/---
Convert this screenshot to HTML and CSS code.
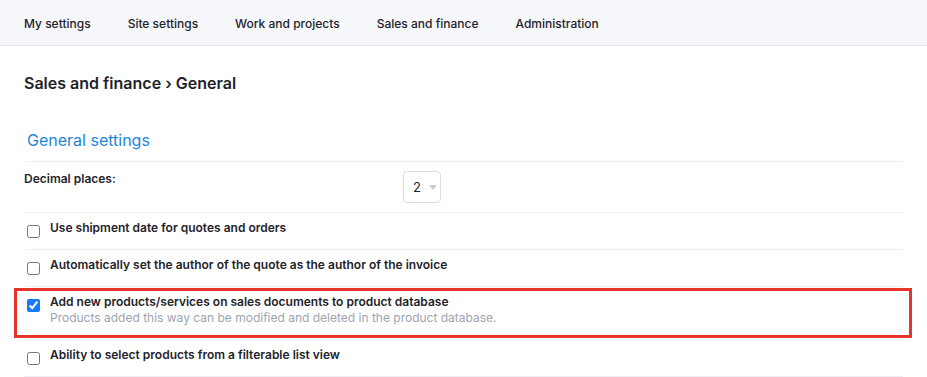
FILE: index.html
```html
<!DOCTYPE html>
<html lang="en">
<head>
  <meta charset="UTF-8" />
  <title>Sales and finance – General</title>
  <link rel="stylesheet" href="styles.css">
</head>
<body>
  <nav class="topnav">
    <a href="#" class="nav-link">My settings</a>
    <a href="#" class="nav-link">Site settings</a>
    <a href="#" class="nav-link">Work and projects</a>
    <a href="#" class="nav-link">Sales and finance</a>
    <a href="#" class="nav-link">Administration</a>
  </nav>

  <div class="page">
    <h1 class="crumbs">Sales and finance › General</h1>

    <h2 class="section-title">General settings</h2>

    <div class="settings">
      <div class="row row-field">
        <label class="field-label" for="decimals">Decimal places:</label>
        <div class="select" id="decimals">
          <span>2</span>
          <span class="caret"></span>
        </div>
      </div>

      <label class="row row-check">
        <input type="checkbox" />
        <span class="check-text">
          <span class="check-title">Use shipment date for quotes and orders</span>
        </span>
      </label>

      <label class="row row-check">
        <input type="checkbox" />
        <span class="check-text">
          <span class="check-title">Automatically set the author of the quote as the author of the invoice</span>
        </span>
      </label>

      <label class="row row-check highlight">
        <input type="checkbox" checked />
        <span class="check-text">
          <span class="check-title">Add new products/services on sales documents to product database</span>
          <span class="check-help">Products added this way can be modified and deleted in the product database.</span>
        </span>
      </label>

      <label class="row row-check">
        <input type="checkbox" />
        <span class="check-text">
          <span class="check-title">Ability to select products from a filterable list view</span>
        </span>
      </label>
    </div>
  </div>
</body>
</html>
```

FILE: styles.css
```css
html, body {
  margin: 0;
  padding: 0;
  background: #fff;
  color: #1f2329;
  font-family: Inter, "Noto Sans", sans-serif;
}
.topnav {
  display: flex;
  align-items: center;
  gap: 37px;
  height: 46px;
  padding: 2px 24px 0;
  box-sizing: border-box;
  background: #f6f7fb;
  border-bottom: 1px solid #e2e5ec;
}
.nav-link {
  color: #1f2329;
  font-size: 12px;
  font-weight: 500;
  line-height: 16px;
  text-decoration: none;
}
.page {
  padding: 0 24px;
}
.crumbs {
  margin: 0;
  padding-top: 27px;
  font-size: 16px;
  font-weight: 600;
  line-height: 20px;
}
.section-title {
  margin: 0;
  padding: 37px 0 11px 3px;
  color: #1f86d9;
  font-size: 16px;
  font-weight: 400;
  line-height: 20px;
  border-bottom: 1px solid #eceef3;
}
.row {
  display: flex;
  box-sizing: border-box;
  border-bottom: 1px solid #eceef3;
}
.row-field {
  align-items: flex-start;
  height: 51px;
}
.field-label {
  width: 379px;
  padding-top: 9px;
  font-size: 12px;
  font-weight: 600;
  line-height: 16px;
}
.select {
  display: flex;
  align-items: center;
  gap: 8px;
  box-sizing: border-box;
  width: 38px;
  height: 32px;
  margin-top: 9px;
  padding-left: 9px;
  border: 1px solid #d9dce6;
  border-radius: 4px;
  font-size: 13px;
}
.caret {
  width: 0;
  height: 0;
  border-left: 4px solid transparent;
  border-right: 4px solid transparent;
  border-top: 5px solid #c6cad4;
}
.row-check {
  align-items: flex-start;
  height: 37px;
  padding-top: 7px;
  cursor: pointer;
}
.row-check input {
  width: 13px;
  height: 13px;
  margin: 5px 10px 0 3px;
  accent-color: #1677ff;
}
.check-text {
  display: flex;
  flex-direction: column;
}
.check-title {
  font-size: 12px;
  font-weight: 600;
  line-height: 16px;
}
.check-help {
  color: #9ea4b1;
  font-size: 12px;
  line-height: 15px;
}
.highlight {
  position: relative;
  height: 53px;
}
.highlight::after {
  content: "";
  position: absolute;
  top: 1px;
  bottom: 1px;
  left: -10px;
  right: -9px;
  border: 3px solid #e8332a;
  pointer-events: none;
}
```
\---
### [The request]
The word "this" may appear on some lines. Report how many lines hold it, giving the number alone.

### [Response below]
2